Will death of Saudi Arabia's King Abdullah hasten reform?
CAIRO -- King Abdullah ibn Abdul Aziz, the monarch who ruled over Saudi Arabia since 2005 as a staunch ally of the United States, has died. He was 90 years old.
A statement read on Saudi national television announced his death late Friday evening and said Crown Prince Salman bin Abdul Aziz had been named the new king.
Abdullah will be remembered by some as a cautious reformer who gingerly opened elements of the ultraconservative state and its economy to the modern world. He oversaw Saudi Arabia's accession to the World Trade Organization, was the first Saudi ruler to have presided over elections, and appointed women to high-level government positions.
Abroad, he shepherded the oil-rich country through the regional turmoil of the Iraq War, the Arab Spring, and the rise and spread of extremist jihadi groups such as the Islamic State of Iraq and Syria, also known as ISIS.
But his critics say Abdullah failed to live up to expectations of true reform in an absolute monarchy that brooks no dissent and has enshrined into law one of the most puritanical and extremist strains of Sunni Islam -- a place where women are still banned from driving, capital punishment is delivered in the form of public beheadings, and dissident bloggers are flogged in city squares.
Though crowned a decade ago, Abdullah effectively ran the Saudi Arabian affairs of state going back to 1996, after his half-brother (and former King) Fahd was incapacitated following a stroke.
Under his stewardship, Saudi Arabia grew to play a much larger and more prominent role on the international stage. Using the wealth and influence enabled by his country's 265 billion barrels of oil reserves, Abdullah acted to project Saudi policies across the region and its hotspots, from Libya and Egypt to Yemen and Syria.
Abdullah also reinvested oil wealth in a massive construction program, developing six different economic cities across the Kingdom in an effort to diversify the economy.
And though he worked in concert with the administrations of United States Presidents George W. Bush and Barack Obama as a key American ally in the Middle East, over the last few years, Abdullah increasingly indicated that the Saudis would pursue their own foreign policy interests and objectives.
His death comes at a time of massive regional turmoil: Al Qaeda in the Arabian Peninsula demonstrated its global reach by striking the Charlie Hebdo magazine in Paris, the resignation of Yemen's government, and the rise of ISIS.
THE NEW LEADER
The new king, Salman bin Abdul Aziz, has served as defense minister since 2011. Prior to that, he was Riyadh's governor for decades.
Abdullah was the sixth Saudi monarch to rule since his father, King Abdul Aziz Al Saud, founded the nation in 1932. Upon his death, succession passed to his sons, who have kept the throne within the same generation ever since.

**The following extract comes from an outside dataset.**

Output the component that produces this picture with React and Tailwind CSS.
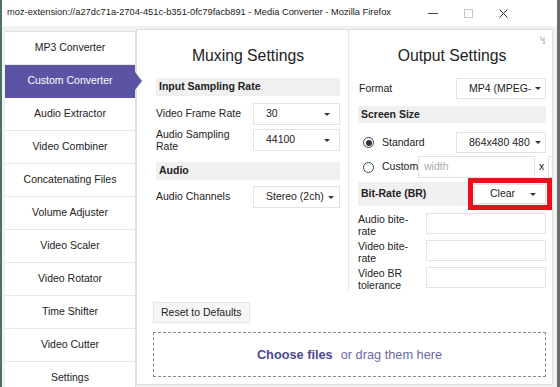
import React from "react";

const NAV = [
  "MP3 Converter",
  "Custom Converter",
  "Audio Extractor",
  "Video Combiner",
  "Concatenating Files",
  "Volume Adjuster",
  "Video Scaler",
  "Video Rotator",
  "Time Shifter",
  "Video Cutter",
  "Settings",
];

function Caret() {
  return (
    <span className="inline-block w-0 h-0 shrink-0 border-x-[3px] border-t-[3px] border-x-transparent border-t-[#333]" />
  );
}

function Select({ value, className = "" }) {
  return (
    <div
      className={`flex items-center justify-between bg-white border border-[#e2e2e2] pl-[12px] pr-[9px] whitespace-nowrap overflow-hidden ${className}`}
    >
      <span className="overflow-hidden">{value}</span>
      <Caret />
    </div>
  );
}

function SectionHeader({ children, className = "" }) {
  return (
    <div className={`bg-[#f0f0f0] font-bold pl-[3px] flex items-center ${className}`}>
      {children}
    </div>
  );
}

function Radio({ checked }) {
  return (
    <span className="w-[11px] h-[11px] rounded-full border border-[#444] bg-white flex items-center justify-center shrink-0">
      {checked && <span className="w-[6px] h-[6px] rounded-full bg-[#333]" />}
    </span>
  );
}

function Field({ label }) {
  return (
    <div className="flex items-start">
      <div className="w-[68px] pr-[6px] leading-[12px]">{label}</div>
      <div className="flex-1 h-[21px] bg-white border border-[#e2e2e2]" />
    </div>
  );
}

export default function App() {
  return (
    <div className="w-[560px] h-[387px] overflow-hidden flex bg-[#6b6b6b] font-['Liberation_Sans',Arial,sans-serif] text-[10.5px] text-[#222]">
      <div className="w-[2px] bg-[#4f6f67] shrink-0" />
      <div className="w-[555px] shrink-0 flex flex-col bg-[#f1f1f1]">
        {/* Title bar */}
        <div className="h-[26px] bg-white flex items-center pl-[5px] shrink-0">
          <span className="text-[9.3px] text-[#1a1a1a] whitespace-nowrap">
            moz-extension://a27dc71a-2704-451c-b351-0fc79facb891 - Media Converter - Mozilla Firefox
          </span>
          <div className="ml-auto flex items-center h-full">
            <span className="w-[10px] h-px bg-[#444] mr-[26px]" />
            <span className="w-[9px] h-[9px] border border-[#c8c8c8] mr-[26px]" />
            <svg width="9" height="9" viewBox="0 0 9 9" className="mr-[49px]">
              <path d="M0.5 0.5 L8.5 8.5 M8.5 0.5 L0.5 8.5" stroke="#333" strokeWidth="1" />
            </svg>
          </div>
        </div>

        <div className="flex-1 flex pt-[3px] pl-[3px] min-h-0">
          {/* Sidebar */}
          <div className="w-[131px] shrink-0 mt-[2px] bg-white border-r border-t border-[#e0e0e0] flex flex-col">
            {NAV.map((item) => {
              const active = item === "Custom Converter";
              return (
                <div
                  key={item}
                  className={`relative h-[33px] shrink-0 flex items-center justify-center border-b ${
                    active
                      ? "bg-[#5b54a4] text-white border-[#5b54a4] z-10"
                      : "border-[#e8e8e8]"
                  }`}
                >
                  {item}
                  {active && (
                    <span className="absolute -right-[7px] top-1/2 -translate-y-1/2 w-0 h-0 border-y-[9px] border-l-[7px] border-y-transparent border-l-[#5b54a4]" />
                  )}
                </div>
              );
            })}
          </div>

          {/* Main panel */}
          <div className="w-[417px] shrink-0 overflow-hidden bg-white border border-[#dedede] pl-[16px] pr-[6px] flex flex-col mb-[2px]">
            <div className="flex">
              {/* Muxing */}
              <div className="w-[196px] shrink-0 pl-[3px] pr-[8px] pt-[16px] border-r border-dotted border-[#d4d4d4] h-[262px]">
                <h2 className="text-[15.75px] leading-[20px] text-center text-[#222]">Muxing Settings</h2>
                <SectionHeader className="h-[18px] mt-[12px]">Input Sampling Rate</SectionHeader>
                <div className="flex items-center mt-[7px]">
                  <div className="w-[97px]">Video Frame Rate</div>
                  <Select value="30" className="flex-1 h-[22px]" />
                </div>
                <div className="flex items-center mt-[3px]">
                  <div className="w-[97px] pr-[10px] leading-[12px]">Audio Sampling Rate</div>
                  <Select value="44100" className="flex-1 h-[22px]" />
                </div>
                <SectionHeader className="h-[18px] mt-[10px]">Audio</SectionHeader>
                <div className="flex items-center mt-[6px]">
                  <div className="w-[97px]">Audio Channels</div>
                  <Select value="Stereo (2ch)" className="flex-1 h-[22px] !pr-[5px] gap-[2px]" />
                </div>
              </div>

              {/* Output */}
              <div className="relative w-[198px] shrink-0 pl-[9px] pr-[1px] pt-[16px]">
                <svg
                  width="6"
                  height="10"
                  viewBox="0 0 6 10"
                  className="absolute right-[1px] top-[5px]"
                >
                  <path d="M1 1 L1 5 L4 5 M4 2 L4 9 M3 8 L4 9 L5 8" stroke="#aaa" strokeWidth="0.9" fill="none" />
                </svg>
                <h2 className="text-[15.75px] leading-[20px] text-center text-[#222]">Output Settings</h2>
                <div className="flex items-center mt-[12px]">
                  <div className="w-[98px] pl-[1px]">Format</div>
                  <Select value="MP4 (MPEG-" className="flex-1 h-[21px] !pr-[4px]" />
                </div>
                <SectionHeader className="h-[17px] mt-[7px]">Screen Size</SectionHeader>
                <div className="flex items-center mt-[9px]">
                  <div className="w-[98px] flex items-center pl-[5px] gap-[8px]">
                    <Radio checked />
                    <span>Standard</span>
                  </div>
                  <Select value="864x480 480" className="flex-1 h-[21px] !pr-[4px]" />
                </div>
                <div className="flex items-center mt-[3px] whitespace-nowrap">
                  <div className="w-[60px] shrink-0 flex items-center pl-[5px] gap-[8px]">
                    <Radio />
                    <span>Custom</span>
                  </div>
                  <div className="w-[117px] shrink-0 h-[22px] bg-white border border-[#e2e2e2] flex items-center pl-[5px] text-[#aaa]">
                    width
                  </div>
                  <span className="mx-[4px] shrink-0">x</span>
                  <div className="w-[60px] shrink-0 h-[22px] bg-white border border-[#e2e2e2] flex items-center pl-[2px] text-[#aaa]">
                    h
                  </div>
                </div>
                <div className="bg-[#f0f0f0] h-[24px] mt-[4px] flex items-center pl-[3px]">
                  <span className="font-bold">Bit-Rate (BR)</span>
                  <div className="relative ml-auto w-[72px] h-[20px]">
                    <Select value="Clear" className="w-full h-full !pl-[15px] !pr-[9px]" />
                    <span className="absolute -inset-[6px] border-[5px] border-[#e5121b]" />
                  </div>
                </div>
                <div className="flex flex-col gap-[3px] mt-[7px]">
                  <Field label="Audio bite-rate" />
                  <Field label="Video bite-rate" />
                  <Field label="Video BR tolerance" />
                </div>
              </div>
            </div>

            <button className="self-start mt-[10px] h-[21px] px-[7px] bg-[#f6f6f6] border border-[#e6e6e6] text-[10.5px] text-[#222]">
              Reset to Defaults
            </button>
            <div className="mt-[9px] h-[45px] border border-dashed border-[#8a8a8a] flex items-center justify-center text-[12.75px]">
              <span className="font-bold text-[#4b4a8e]">Choose files</span>
              <span className="ml-[8px] text-[#6a68a6]">or drag them here</span>
            </div>
          </div>
        </div>
      </div>
      <div className="w-[3px] bg-[#6b6b6b] shrink-0" />
    </div>
  );
}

But Abdullah's death and Salman's coronation lay the groundwork for the inevitable paradigm shift facing the House of Saud: the eventual transfer of power to the next generation of Saudis.
At 79 years old Salman, is himself no youngster, and is even rumored to suffer from dementia.
In a departure from tradition, Abdullah appointed a deputy crown prince - 69 year-old former head of intelligence Muqrin bin Abdul Aziz.
Though Muqrin stands next-in-line for now, the infamously competitive palace politics of the Saudi court are mercurial and often inscrutable.
But with Saudi Arabia's burgeoning youth population, the major tectonic shifts happening in the region, the slow but steady pace of modernization in a conservative Kingdom, and now, Abdullah's death, one thing is certain: the Kingdom is changing.